> _EXERCISE GOAL_
Repeat each line of the material exactly.

##### SUPPLIED INFORMATION #####

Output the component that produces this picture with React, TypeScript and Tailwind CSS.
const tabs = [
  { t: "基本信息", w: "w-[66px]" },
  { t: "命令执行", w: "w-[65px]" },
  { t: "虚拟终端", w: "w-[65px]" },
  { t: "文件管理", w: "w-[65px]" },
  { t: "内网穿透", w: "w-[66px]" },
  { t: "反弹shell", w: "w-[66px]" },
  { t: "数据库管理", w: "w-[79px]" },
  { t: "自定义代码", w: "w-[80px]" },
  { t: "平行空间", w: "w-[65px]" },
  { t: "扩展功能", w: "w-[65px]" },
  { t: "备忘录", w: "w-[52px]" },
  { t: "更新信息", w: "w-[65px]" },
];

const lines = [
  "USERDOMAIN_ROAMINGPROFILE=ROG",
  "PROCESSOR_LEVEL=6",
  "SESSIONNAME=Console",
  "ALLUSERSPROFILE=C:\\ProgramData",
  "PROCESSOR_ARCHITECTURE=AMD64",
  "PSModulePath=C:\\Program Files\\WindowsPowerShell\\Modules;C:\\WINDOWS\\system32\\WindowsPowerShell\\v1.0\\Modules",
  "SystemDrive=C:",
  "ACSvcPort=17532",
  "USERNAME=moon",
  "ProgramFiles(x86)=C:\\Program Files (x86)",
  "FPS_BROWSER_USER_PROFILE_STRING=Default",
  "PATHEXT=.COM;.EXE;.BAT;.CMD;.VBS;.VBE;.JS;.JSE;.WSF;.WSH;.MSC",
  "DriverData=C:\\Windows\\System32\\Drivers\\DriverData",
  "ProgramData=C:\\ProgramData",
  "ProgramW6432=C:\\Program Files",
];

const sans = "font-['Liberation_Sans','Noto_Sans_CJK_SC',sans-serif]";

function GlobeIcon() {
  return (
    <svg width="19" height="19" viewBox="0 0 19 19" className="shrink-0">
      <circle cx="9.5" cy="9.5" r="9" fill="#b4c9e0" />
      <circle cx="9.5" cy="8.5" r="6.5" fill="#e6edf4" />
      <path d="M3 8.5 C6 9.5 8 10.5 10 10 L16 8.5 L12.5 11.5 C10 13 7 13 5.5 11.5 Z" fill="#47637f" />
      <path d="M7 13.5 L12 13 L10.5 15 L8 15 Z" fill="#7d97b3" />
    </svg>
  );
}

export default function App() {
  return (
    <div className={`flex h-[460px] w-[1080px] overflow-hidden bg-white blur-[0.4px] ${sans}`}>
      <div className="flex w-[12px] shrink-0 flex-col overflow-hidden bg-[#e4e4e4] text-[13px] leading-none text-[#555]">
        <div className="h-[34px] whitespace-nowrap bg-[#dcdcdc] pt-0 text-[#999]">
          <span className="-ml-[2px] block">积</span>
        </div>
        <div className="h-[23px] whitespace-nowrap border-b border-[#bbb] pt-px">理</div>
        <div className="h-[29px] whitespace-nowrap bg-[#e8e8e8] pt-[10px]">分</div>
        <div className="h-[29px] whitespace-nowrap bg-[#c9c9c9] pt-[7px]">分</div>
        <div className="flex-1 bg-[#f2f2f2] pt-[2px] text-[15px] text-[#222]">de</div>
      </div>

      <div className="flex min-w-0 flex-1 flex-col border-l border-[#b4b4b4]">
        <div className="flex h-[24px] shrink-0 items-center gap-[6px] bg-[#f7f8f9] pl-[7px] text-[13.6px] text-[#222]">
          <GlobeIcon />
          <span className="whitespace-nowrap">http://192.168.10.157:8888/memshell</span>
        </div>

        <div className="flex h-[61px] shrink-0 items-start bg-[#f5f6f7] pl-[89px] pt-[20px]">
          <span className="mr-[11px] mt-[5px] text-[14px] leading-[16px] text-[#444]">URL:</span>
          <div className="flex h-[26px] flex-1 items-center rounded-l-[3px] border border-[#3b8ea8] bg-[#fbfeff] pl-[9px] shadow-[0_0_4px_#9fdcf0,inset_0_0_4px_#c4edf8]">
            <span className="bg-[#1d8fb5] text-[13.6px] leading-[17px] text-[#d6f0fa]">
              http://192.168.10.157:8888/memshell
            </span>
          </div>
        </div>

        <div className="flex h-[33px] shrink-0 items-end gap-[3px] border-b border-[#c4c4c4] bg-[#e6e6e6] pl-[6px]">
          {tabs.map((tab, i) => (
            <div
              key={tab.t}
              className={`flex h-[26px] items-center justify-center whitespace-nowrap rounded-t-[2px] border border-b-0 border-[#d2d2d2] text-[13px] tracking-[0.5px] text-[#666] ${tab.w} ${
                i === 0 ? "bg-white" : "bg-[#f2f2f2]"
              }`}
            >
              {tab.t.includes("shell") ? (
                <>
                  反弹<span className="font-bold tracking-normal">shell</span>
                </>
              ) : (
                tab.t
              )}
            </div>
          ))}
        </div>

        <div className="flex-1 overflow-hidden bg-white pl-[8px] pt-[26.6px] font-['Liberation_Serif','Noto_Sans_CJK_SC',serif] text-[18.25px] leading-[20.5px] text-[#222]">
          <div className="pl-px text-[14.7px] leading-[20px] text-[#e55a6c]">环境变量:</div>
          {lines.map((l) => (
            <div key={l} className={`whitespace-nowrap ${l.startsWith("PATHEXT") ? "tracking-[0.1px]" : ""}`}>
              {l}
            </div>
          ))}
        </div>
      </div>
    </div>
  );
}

#####

> _ANSWER FOR THIS EXERCISE_
Output the component that produces this picture with React, TypeScript and Tailwind CSS.
const tabs = [
  { t: "基本信息", w: "w-[66px]" },
  { t: "命令执行", w: "w-[65px]" },
  { t: "虚拟终端", w: "w-[65px]" },
  { t: "文件管理", w: "w-[65px]" },
  { t: "内网穿透", w: "w-[66px]" },
  { t: "反弹shell", w: "w-[66px]" },
  { t: "数据库管理", w: "w-[79px]" },
  { t: "自定义代码", w: "w-[80px]" },
  { t: "平行空间", w: "w-[65px]" },
  { t: "扩展功能", w: "w-[65px]" },
  { t: "备忘录", w: "w-[52px]" },
  { t: "更新信息", w: "w-[65px]" },
];

const lines = [
  "USERDOMAIN_ROAMINGPROFILE=ROG",
  "PROCESSOR_LEVEL=6",
  "SESSIONNAME=Console",
  "ALLUSERSPROFILE=C:\\ProgramData",
  "PROCESSOR_ARCHITECTURE=AMD64",
  "PSModulePath=C:\\Program Files\\WindowsPowerShell\\Modules;C:\\WINDOWS\\system32\\WindowsPowerShell\\v1.0\\Modules",
  "SystemDrive=C:",
  "ACSvcPort=17532",
  "USERNAME=moon",
  "ProgramFiles(x86)=C:\\Program Files (x86)",
  "FPS_BROWSER_USER_PROFILE_STRING=Default",
  "PATHEXT=.COM;.EXE;.BAT;.CMD;.VBS;.VBE;.JS;.JSE;.WSF;.WSH;.MSC",
  "DriverData=C:\\Windows\\System32\\Drivers\\DriverData",
  "ProgramData=C:\\ProgramData",
  "ProgramW6432=C:\\Program Files",
];

const sans = "font-['Liberation_Sans','Noto_Sans_CJK_SC',sans-serif]";

function GlobeIcon() {
  return (
    <svg width="19" height="19" viewBox="0 0 19 19" className="shrink-0">
      <circle cx="9.5" cy="9.5" r="9" fill="#b4c9e0" />
      <circle cx="9.5" cy="8.5" r="6.5" fill="#e6edf4" />
      <path d="M3 8.5 C6 9.5 8 10.5 10 10 L16 8.5 L12.5 11.5 C10 13 7 13 5.5 11.5 Z" fill="#47637f" />
      <path d="M7 13.5 L12 13 L10.5 15 L8 15 Z" fill="#7d97b3" />
    </svg>
  );
}

export default function App() {
  return (
    <div className={`flex h-[460px] w-[1080px] overflow-hidden bg-white blur-[0.4px] ${sans}`}>
      <div className="flex w-[12px] shrink-0 flex-col overflow-hidden bg-[#e4e4e4] text-[13px] leading-none text-[#555]">
        <div className="h-[34px] whitespace-nowrap bg-[#dcdcdc] pt-0 text-[#999]">
          <span className="-ml-[2px] block">积</span>
        </div>
        <div className="h-[23px] whitespace-nowrap border-b border-[#bbb] pt-px">理</div>
        <div className="h-[29px] whitespace-nowrap bg-[#e8e8e8] pt-[10px]">分</div>
        <div className="h-[29px] whitespace-nowrap bg-[#c9c9c9] pt-[7px]">分</div>
        <div className="flex-1 bg-[#f2f2f2] pt-[2px] text-[15px] text-[#222]">de</div>
      </div>

      <div className="flex min-w-0 flex-1 flex-col border-l border-[#b4b4b4]">
        <div className="flex h-[24px] shrink-0 items-center gap-[6px] bg-[#f7f8f9] pl-[7px] text-[13.6px] text-[#222]">
          <GlobeIcon />
          <span className="whitespace-nowrap">http://192.168.10.157:8888/memshell</span>
        </div>

        <div className="flex h-[61px] shrink-0 items-start bg-[#f5f6f7] pl-[89px] pt-[20px]">
          <span className="mr-[11px] mt-[5px] text-[14px] leading-[16px] text-[#444]">URL:</span>
          <div className="flex h-[26px] flex-1 items-center rounded-l-[3px] border border-[#3b8ea8] bg-[#fbfeff] pl-[9px] shadow-[0_0_4px_#9fdcf0,inset_0_0_4px_#c4edf8]">
            <span className="bg-[#1d8fb5] text-[13.6px] leading-[17px] text-[#d6f0fa]">
              http://192.168.10.157:8888/memshell
            </span>
          </div>
        </div>

        <div className="flex h-[33px] shrink-0 items-end gap-[3px] border-b border-[#c4c4c4] bg-[#e6e6e6] pl-[6px]">
          {tabs.map((tab, i) => (
            <div
              key={tab.t}
              className={`flex h-[26px] items-center justify-center whitespace-nowrap rounded-t-[2px] border border-b-0 border-[#d2d2d2] text-[13px] tracking-[0.5px] text-[#666] ${tab.w} ${
                i === 0 ? "bg-white" : "bg-[#f2f2f2]"
              }`}
            >
              {tab.t.includes("shell") ? (
                <>
                  反弹<span className="font-bold tracking-normal">shell</span>
                </>
              ) : (
                tab.t
              )}
            </div>
          ))}
        </div>

        <div className="flex-1 overflow-hidden bg-white pl-[8px] pt-[26.6px] font-['Liberation_Serif','Noto_Sans_CJK_SC',serif] text-[18.25px] leading-[20.5px] text-[#222]">
          <div className="pl-px text-[14.7px] leading-[20px] text-[#e55a6c]">环境变量:</div>
          {lines.map((l) => (
            <div key={l} className={`whitespace-nowrap ${l.startsWith("PATHEXT") ? "tracking-[0.1px]" : ""}`}>
              {l}
            </div>
          ))}
        </div>
      </div>
    </div>
  );
}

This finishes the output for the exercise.